*Short exercise*.
Using the material below, repeat exactly the lines from the one with "Output the component" through the one with "import React from 'react'", ends included, without any images.

Pages as source code:
◇ ◇ ◇ ◇ ◇

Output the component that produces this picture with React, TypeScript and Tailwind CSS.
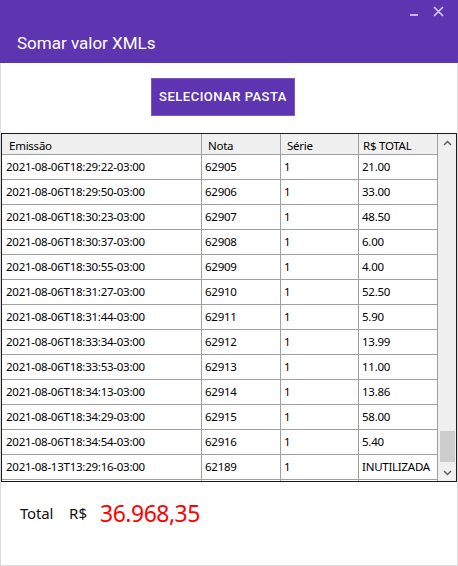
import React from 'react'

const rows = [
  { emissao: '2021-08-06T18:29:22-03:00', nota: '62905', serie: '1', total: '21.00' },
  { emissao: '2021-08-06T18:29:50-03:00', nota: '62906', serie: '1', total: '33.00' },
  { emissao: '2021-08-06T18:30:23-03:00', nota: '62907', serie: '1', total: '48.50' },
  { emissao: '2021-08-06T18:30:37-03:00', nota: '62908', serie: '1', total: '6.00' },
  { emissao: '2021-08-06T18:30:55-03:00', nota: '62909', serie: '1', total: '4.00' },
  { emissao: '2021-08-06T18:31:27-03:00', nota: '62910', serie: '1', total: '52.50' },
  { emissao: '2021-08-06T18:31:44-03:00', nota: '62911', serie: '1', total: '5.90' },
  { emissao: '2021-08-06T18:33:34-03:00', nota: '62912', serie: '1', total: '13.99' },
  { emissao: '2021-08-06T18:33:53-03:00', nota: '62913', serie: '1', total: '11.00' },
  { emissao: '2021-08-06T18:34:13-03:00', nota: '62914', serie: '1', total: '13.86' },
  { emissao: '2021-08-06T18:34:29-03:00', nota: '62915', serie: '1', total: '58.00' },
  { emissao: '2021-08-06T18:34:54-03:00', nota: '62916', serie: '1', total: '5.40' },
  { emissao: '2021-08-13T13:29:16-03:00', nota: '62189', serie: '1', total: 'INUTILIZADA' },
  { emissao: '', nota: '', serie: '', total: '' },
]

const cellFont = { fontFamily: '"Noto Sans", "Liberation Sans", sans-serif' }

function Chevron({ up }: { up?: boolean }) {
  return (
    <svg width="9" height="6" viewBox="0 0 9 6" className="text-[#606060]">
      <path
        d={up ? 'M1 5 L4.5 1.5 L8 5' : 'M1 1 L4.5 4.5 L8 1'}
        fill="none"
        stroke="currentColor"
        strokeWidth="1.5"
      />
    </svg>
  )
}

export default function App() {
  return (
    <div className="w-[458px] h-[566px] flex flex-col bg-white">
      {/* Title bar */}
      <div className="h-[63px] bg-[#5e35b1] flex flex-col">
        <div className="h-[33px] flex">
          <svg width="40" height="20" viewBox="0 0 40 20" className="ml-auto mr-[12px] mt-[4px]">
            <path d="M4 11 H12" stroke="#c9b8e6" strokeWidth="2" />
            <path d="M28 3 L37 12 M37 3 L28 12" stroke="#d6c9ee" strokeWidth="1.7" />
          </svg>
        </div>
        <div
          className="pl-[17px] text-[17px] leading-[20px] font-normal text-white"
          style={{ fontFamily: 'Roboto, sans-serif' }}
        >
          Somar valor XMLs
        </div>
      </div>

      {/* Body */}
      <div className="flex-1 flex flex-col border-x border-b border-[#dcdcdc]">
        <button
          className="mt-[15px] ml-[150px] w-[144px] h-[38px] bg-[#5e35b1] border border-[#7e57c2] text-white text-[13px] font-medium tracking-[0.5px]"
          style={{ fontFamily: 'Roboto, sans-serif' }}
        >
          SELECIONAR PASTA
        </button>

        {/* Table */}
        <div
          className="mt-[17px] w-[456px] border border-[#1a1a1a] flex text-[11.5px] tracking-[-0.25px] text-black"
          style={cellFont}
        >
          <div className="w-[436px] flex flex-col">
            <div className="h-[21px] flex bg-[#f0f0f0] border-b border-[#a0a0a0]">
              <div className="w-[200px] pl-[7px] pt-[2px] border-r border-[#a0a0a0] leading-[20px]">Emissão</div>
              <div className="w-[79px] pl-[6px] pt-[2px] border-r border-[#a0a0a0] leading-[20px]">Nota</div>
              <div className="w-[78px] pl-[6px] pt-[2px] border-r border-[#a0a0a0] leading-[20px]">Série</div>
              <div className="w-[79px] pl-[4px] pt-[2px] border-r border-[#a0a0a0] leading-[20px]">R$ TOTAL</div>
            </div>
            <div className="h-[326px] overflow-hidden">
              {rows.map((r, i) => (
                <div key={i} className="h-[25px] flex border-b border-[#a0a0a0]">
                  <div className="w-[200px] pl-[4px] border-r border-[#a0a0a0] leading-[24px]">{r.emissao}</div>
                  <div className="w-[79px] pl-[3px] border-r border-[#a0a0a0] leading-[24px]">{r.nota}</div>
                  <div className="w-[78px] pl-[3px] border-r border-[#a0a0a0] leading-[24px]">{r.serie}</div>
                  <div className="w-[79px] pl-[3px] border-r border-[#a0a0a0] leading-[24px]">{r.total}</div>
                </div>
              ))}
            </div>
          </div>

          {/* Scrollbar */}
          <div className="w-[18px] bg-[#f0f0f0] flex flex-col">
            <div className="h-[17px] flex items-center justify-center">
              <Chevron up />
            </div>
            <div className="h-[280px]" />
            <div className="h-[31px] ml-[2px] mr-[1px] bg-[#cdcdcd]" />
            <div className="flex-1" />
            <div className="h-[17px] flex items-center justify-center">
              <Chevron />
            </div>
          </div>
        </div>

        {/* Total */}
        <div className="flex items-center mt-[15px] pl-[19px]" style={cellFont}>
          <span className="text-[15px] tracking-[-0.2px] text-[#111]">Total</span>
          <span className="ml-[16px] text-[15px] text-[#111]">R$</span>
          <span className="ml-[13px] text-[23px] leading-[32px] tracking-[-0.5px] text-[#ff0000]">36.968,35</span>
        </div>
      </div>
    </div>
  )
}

◇ ◇ ◇ ◇ ◇

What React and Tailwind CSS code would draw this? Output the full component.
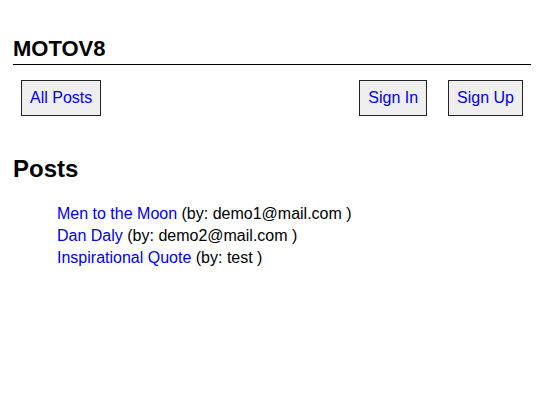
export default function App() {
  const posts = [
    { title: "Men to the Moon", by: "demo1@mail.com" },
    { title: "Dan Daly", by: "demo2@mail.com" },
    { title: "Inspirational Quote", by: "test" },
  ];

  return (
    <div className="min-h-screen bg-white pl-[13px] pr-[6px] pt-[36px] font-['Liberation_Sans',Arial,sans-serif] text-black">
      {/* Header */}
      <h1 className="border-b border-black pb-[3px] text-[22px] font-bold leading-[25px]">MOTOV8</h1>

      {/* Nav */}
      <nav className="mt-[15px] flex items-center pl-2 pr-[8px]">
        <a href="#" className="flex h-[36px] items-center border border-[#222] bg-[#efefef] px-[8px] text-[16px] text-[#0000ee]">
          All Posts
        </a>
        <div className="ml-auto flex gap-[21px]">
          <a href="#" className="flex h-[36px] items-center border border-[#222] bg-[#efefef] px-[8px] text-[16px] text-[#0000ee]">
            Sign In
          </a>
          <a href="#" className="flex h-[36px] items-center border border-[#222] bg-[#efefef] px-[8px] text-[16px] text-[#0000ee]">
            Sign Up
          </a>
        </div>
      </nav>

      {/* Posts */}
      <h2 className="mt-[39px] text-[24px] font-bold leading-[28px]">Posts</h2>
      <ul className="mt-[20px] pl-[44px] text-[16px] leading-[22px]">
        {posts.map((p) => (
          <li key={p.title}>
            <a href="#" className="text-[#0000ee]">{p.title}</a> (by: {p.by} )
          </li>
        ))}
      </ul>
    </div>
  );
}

◇ ◇ ◇ ◇ ◇

*Exercise answer*.
Output the component that produces this picture with React, TypeScript and Tailwind CSS.
import React from 'react'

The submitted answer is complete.